WHAT YOU ARE ASKED TO DO => Only the lines from the top of the listing below to the line that has "const COLS = '228px" should be echoed, with both ends kept and pictures left out.

GIVEN INFORMATION =>
## Start

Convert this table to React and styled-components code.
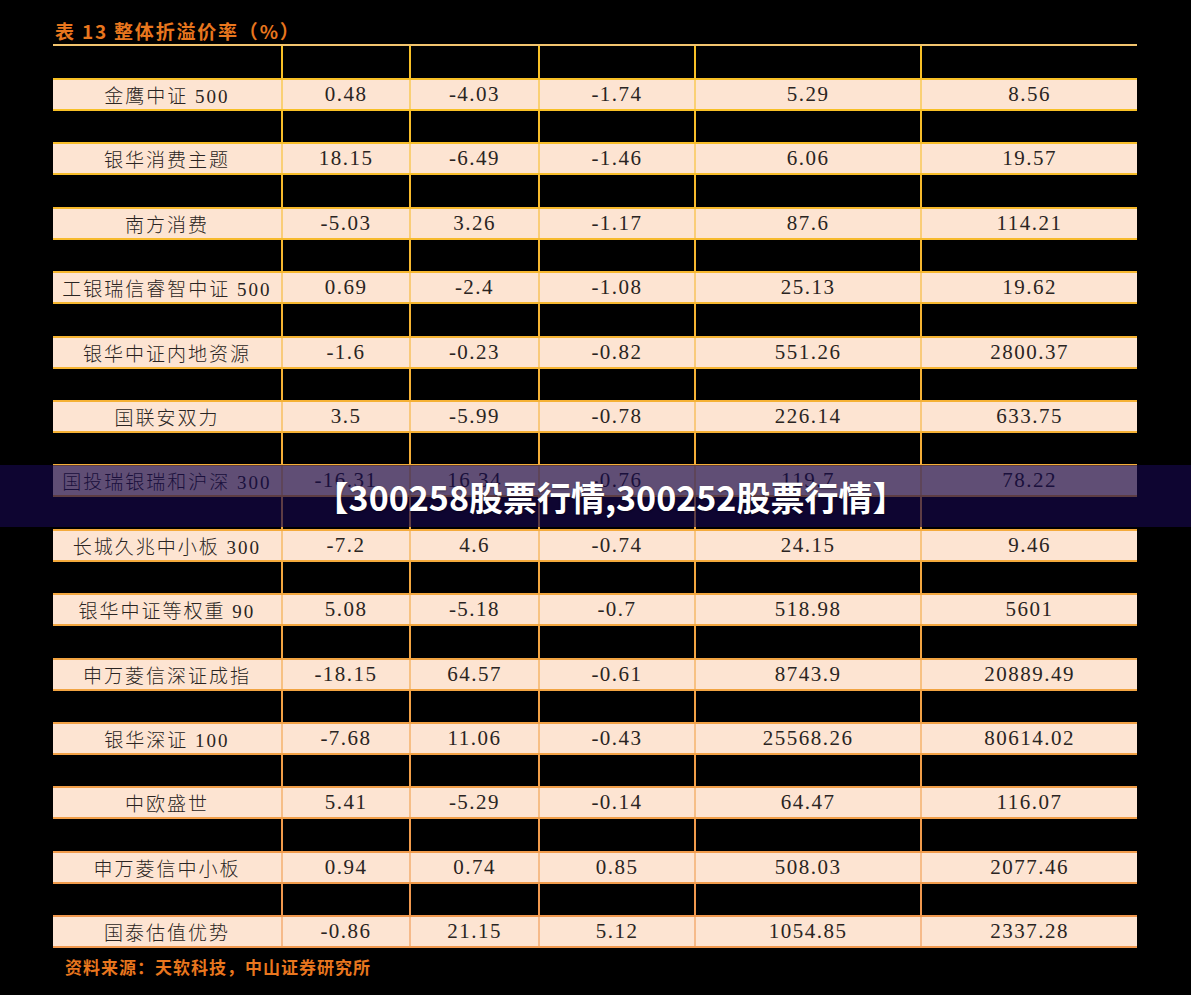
import React from 'react'
import styled, { createGlobalStyle } from 'styled-components'

const GlobalStyle = createGlobalStyle`
  html, body {
    margin: 0;
    padding: 0;
    background: #000;
  }
  * {
    box-sizing: border-box;
  }
`

const COLS = '228px 128px 129px 156px 226px 217px'

const rows = [
  ['金鹰中证 500', '0.48', '-4.03', '-1.74', '5.29', '8.56'],
  ['银华消费主题', '18.15', '-6.49', '-1.46', '6.06', '19.57'],
  ['南方消费', '-5.03', '3.26', '-1.17', '87.6', '114.21'],
  ['工银瑞信睿智中证 500', '0.69', '-2.4', '-1.08', '25.13', '19.62'],
  ['银华中证内地资源', '-1.6', '-0.23', '-0.82', '551.26', '2800.37'],
  ['国联安双力', '3.5', '-5.99', '-0.78', '226.14', '633.75'],
  ['国投瑞银瑞和沪深 300', '-16.31', '16.34', '-0.76', '119.7', '78.22'],
  ['长城久兆中小板 300', '-7.2', '4.6', '-0.74', '24.15', '9.46'],
  ['银华中证等权重 90', '5.08', '-5.18', '-0.7', '518.98', '5601'],
  ['申万菱信深证成指', '-18.15', '64.57', '-0.61', '8743.9', '20889.49'],
  ['银华深证 100', '-7.68', '11.06', '-0.43', '25568.26', '80614.02'],
  ['中欧盛世', '5.41', '-5.29', '-0.14', '64.47', '116.07'],
  ['申万菱信中小板', '0.94', '0.74', '0.85', '508.03', '2077.46'],
  ['国泰估值优势', '-0.86', '21.15', '5.12', '1054.85', '2337.28'],
]

// lines drift from gold at the top to orange at the bottom
const lineColor = (i, n) => {
  const t = i / (n - 1)
  const from = [248, 192, 38]
  const to = [240, 152, 78]
  const c = from.map((v, k) => Math.round(v + (to[k] - v) * t))
  return `rgb(${c.join(',')})`
}

const Page = styled.div`
  position: relative;
  width: 1191px;
  height: 995px;
  background: #000;
  padding: 17px 54px 0 53px;
`

const Title = styled.div`
  height: 27px;
  line-height: 27px;
  padding-left: 2px;
  font-family: 'Noto Sans CJK SC', sans-serif;
  font-weight: 700;
  font-size: 19px;
  letter-spacing: 1.8px;
  color: #e8761e;
`

const Table = styled.div`
  width: 1084px;
  border-top: 2px solid #f2c46e;
`

const Gap = styled.div`
  display: grid;
  grid-template-columns: ${COLS};
  height: ${(p) => p.$h}px;
`

const GapCell = styled.div`
  border-left: 2px solid ${(p) => p.$line};
  &:first-child {
    border-left: none;
  }
`

const DataRow = styled.div`
  display: grid;
  grid-template-columns: ${COLS};
  height: 33px;
  background: #fde4d2;
  border-top: 2px solid ${(p) => p.$line};
  border-bottom: 2px solid ${(p) => p.$line};
`

const Cell = styled.div`
  display: flex;
  align-items: center;
  justify-content: center;
  border-left: 2px solid ${(p) => p.$line};
  color: #2a2422;
  font-family: ${(p) =>
    p.$name
      ? "'Liberation Serif', 'Noto Sans CJK SC', serif"
      : "'Liberation Serif', serif"};
  font-size: ${(p) => (p.$name ? '19px' : '21px')};
  letter-spacing: ${(p) => (p.$name ? '2px' : '1.5px')};
  font-weight: ${(p) => (p.$name ? 300 : 400)};
  white-space: nowrap;
  &:first-child {
    border-left: none;
  }
`

const Source = styled.div`
  margin-top: 6px;
  padding-left: 12px;
  font-family: 'Noto Sans CJK SC', sans-serif;
  font-weight: 700;
  font-size: 17px;
  letter-spacing: 1px;
  color: #e8761e;
`

const Banner = styled.div`
  position: absolute;
  left: 0;
  right: 0;
  top: 465px;
  height: 62px;
  background: rgba(20, 8, 72, 0.68);
  display: flex;
  align-items: center;
  justify-content: center;
  padding-left: 30px;
  font-family: 'Noto Sans CJK SC', sans-serif;
  font-weight: 700;
  font-size: 34px;
  color: #fff;
  text-shadow: 0 1px 2px rgba(0, 0, 0, 0.4);
`

export default function App() {
  return (
    <>
      <GlobalStyle />
      <Page>
        <Title>表 13 整体折溢价率（%）</Title>
        <Table>
          {rows.map((r, i) => {
            const line = lineColor(i, rows.length)
            const soft = line.replace('rgb', 'rgba').replace(')', ',0.55)')
            return (
              <React.Fragment key={i}>
                <Gap $h={i === 0 ? 32 : 31.4}>
                  {r.map((_, k) => (
                    <GapCell key={k} $line={line} />
                  ))}
                </Gap>
                <DataRow $line={line}>
                  {r.map((v, k) => (
                    <Cell key={k} $line={soft} $name={k === 0}>
                      {v}
                    </Cell>
                  ))}
                </DataRow>
              </React.Fragment>
            )
          })}
        </Table>
        <Source>资料来源：天软科技，中山证券研究所</Source>
        <Banner>【300258股票行情,300252股票行情】</Banner>
      </Page>
    </>
  )
}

## End

RESULT BELOW =>
Convert this table to React and styled-components code.
import React from 'react'
import styled, { createGlobalStyle } from 'styled-components'

const GlobalStyle = createGlobalStyle`
  html, body {
    margin: 0;
    padding: 0;
    background: #000;
  }
  * {
    box-sizing: border-box;
  }
`

const COLS = '228px 128px 129px 156px 226px 217px'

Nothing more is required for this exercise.